• Given information:
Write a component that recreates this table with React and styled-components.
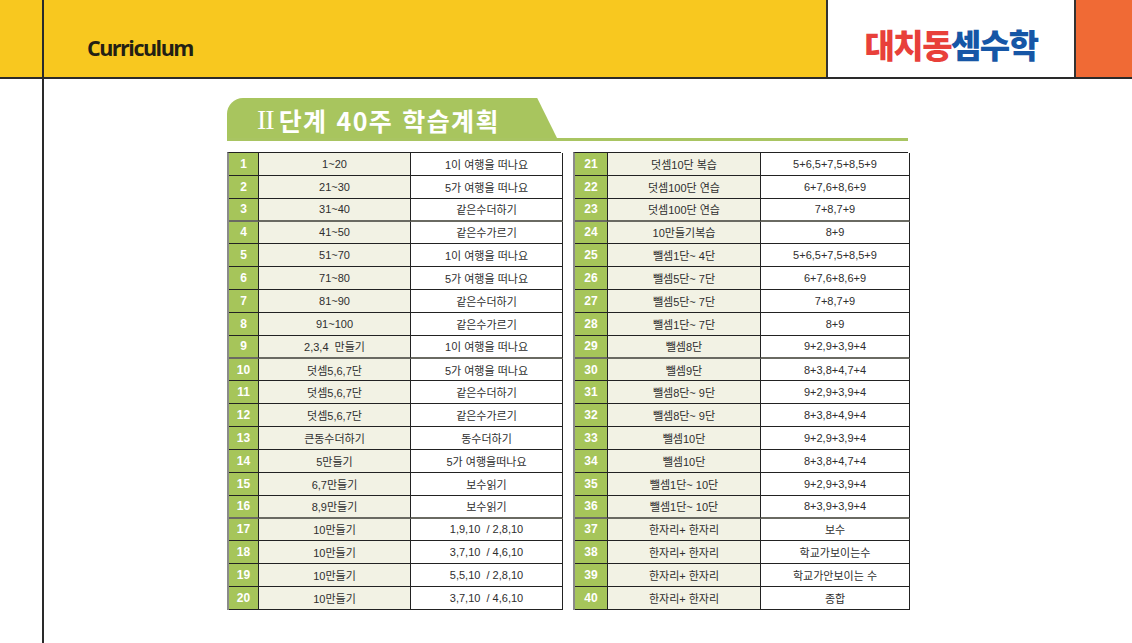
import React from "react";
import styled, { createGlobalStyle } from "styled-components";

const GlobalStyle = createGlobalStyle`
  html, body {
    margin: 0;
    padding: 0;
    background: #ffffff;
    font-family: "Liberation Sans", "Noto Sans CJK KR", sans-serif;
  }
  #root {
    width: 1132px;
    height: 643px;
    overflow: hidden;
  }
`;

const leftRows = [
  ["1~20", "1이 여행을 떠나요"],
  ["21~30", "5가 여행을 떠나요"],
  ["31~40", "같은수더하기", true],
  ["41~50", "같은수가르기"],
  ["51~70", "1이 여행을 떠나요"],
  ["71~80", "5가 여행을 떠나요"],
  ["81~90", "같은수더하기"],
  ["91~100", "같은수가르기"],
  ["2,3,4  만들기", "1이 여행을 떠나요", true],
  ["덧셈5,6,7단", "5가 여행을 떠나요"],
  ["덧셈5,6,7단", "같은수더하기"],
  ["덧셈5,6,7단", "같은수가르기"],
  ["큰동수더하기", "동수더하기"],
  ["5만들기", "5가 여행을떠나요"],
  ["6,7만들기", "보수읽기"],
  ["8,9만들기", "보수읽기", true],
  ["10만들기", "1,9,10  / 2,8,10"],
  ["10만들기", "3,7,10  / 4,6,10"],
  ["10만들기", "5,5,10  / 2,8,10"],
  ["10만들기", "3,7,10  / 4,6,10"],
];

const rightRows = [
  ["덧셈10단 복습", "5+6,5+7,5+8,5+9"],
  ["덧셈100단 연습", "6+7,6+8,6+9"],
  ["덧셈100단 연습", "7+8,7+9", true],
  ["10만들기복습", "8+9"],
  ["뺄셈1단~ 4단", "5+6,5+7,5+8,5+9"],
  ["뺄셈5단~ 7단", "6+7,6+8,6+9"],
  ["뺄셈5단~ 7단", "7+8,7+9"],
  ["뺄셈1단~ 7단", "8+9"],
  ["뺄셈8단", "9+2,9+3,9+4", true],
  ["뺄셈9단", "8+3,8+4,7+4"],
  ["뺄셈8단~ 9단", "9+2,9+3,9+4"],
  ["뺄셈8단~ 9단", "8+3,8+4,9+4"],
  ["뺄셈10단", "9+2,9+3,9+4"],
  ["뺄셈10단", "8+3,8+4,7+4"],
  ["뺄셈1단~ 10단", "9+2,9+3,9+4"],
  ["뺄셈1단~ 10단", "8+3,9+3,9+4", true],
  ["한자리+ 한자리", "보수"],
  ["한자리+ 한자리", "학교가보이는수"],
  ["한자리+ 한자리", "학교가안보이는 수"],
  ["한자리+ 한자리", "종합"],
];

export default function App() {
  return (
    <>
      <GlobalStyle />
      <Page>
        <GutterTop />
        <Header>
          <Brand>Curriculum</Brand>
          <LogoBox>
            <LogoRed>대치동</LogoRed>
            <LogoBlue>셈수학</LogoBlue>
          </LogoBox>
          <Corner />
        </Header>
        <Gutter />
        <Content>
          <TitleRow>
            <TitleTab>
              <Roman>II</Roman>
              <TitleText>단계 40주 학습계획</TitleText>
            </TitleTab>
          </TitleRow>
          <Tables>
            <PlanTable rows={leftRows} start={1} cols="30px 152px 152px" />
            <PlanTable rows={rightRows} start={21} cols="33px 153px 149px" />
          </Tables>
        </Content>
      </Page>
    </>
  );
}

function PlanTable({ rows, start, cols }) {
  return (
    <Table $cols={cols}>
      {rows.map(([topic, detail, heavy], i) => (
        <React.Fragment key={i}>
          <NumCell $heavy={heavy}>{start + i}</NumCell>
          <TopicCell $heavy={heavy}>{topic}</TopicCell>
          <DetailCell $heavy={heavy}>{detail}</DetailCell>
        </React.Fragment>
      ))}
    </Table>
  );
}

const Page = styled.div`
  display: grid;
  grid-template-columns: 44px 1fr;
  grid-template-rows: 79px 1fr;
  width: 1132px;
  height: 643px;
`;

const GutterTop = styled.div`
  background: #f8c81f;
  border-right: 2px solid #2a2a2a;
  border-bottom: 2px solid #2a2a2a;
`;

const Gutter = styled.div`
  border-right: 2px solid #2a2a2a;
`;

const Header = styled.div`
  display: flex;
  align-items: stretch;
  background: #f8c81f;
  border-bottom: 2px solid #2a2a2a;
`;

const Brand = styled.div`
  flex: 1;
  padding: 33px 0 0 43px;
  font-family: "Open Sans", "Liberation Sans", sans-serif;
  font-weight: 700;
  font-size: 21.5px;
  letter-spacing: -1.5px;
  color: #231f14;
`;

const LogoBox = styled.div`
  width: 250px;
  display: flex;
  align-items: center;
  justify-content: center;
  padding-top: 10px;
  box-sizing: border-box;
  background: #ffffff;
  border-left: 2px solid #333333;
  border-right: 2px solid #333333;
  font-family: "Noto Sans CJK KR", sans-serif;
  font-weight: 900;
  font-size: 33px;
  letter-spacing: -1.5px;
`;

const LogoRed = styled.span`
  color: #e8403a;
`;

const LogoBlue = styled.span`
  color: #1656a6;
`;

const Corner = styled.div`
  width: 56px;
  background: #f06a35;
`;

const Content = styled.div`
  padding: 19px 0 0 183px;
`;

const TitleRow = styled.div`
  width: 681px;
  border-bottom: 3px solid #a9c562;
`;

const TitleTab = styled.div`
  width: 330px;
  height: 40px;
  box-sizing: border-box;
  padding: 4px 0 0 30px;
  display: flex;
  align-items: center;
  gap: 5px;
  background: #a8c55e;
  border-top-left-radius: 16px;
  clip-path: polygon(0 0, 94% 0, 100% 100%, 0 100%);
  color: #ffffff;
`;

const Roman = styled.span`
  font-family: "Liberation Serif", serif;
  font-size: 28px;
  letter-spacing: -1px;
  line-height: 1;
`;

const TitleText = styled.span`
  font-family: "Noto Sans CJK KR", sans-serif;
  font-weight: 700;
  font-size: 25px;
  letter-spacing: 1.4px;
  line-height: 1;
  word-spacing: 2px;
`;

const Tables = styled.div`
  display: grid;
  grid-template-columns: 334px 335px;
  column-gap: 12px;
  margin-top: 11px;
`;

const Table = styled.div`
  display: grid;
  grid-template-columns: ${(p) => p.$cols};
  grid-auto-rows: 22.85px;
  border-top: 1px solid #222222;
  border-left: 2px solid #8a8a8a;
`;

const Cell = styled.div`
  display: flex;
  align-items: center;
  justify-content: center;
  box-sizing: border-box;
  border-right: 1px solid #222222;
  border-bottom: ${(p) => (p.$heavy ? "2px solid #6a6a62" : "1px solid #222222")};
  font-size: 11px;
  color: #2e2e2e;
  white-space: pre;
  overflow: hidden;
`;

const NumCell = styled(Cell)`
  background: #a6c55a;
  color: #ffffff;
  font-weight: 700;
  font-size: 12px;
`;

const TopicCell = styled(Cell)`
  background: #f2f2e4;
`;

const DetailCell = styled(Cell)`
  background: #ffffff;
`;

• Problem description:
In the data above, how many lines contain the string "React"? Answer with the number only.

• The reply:
4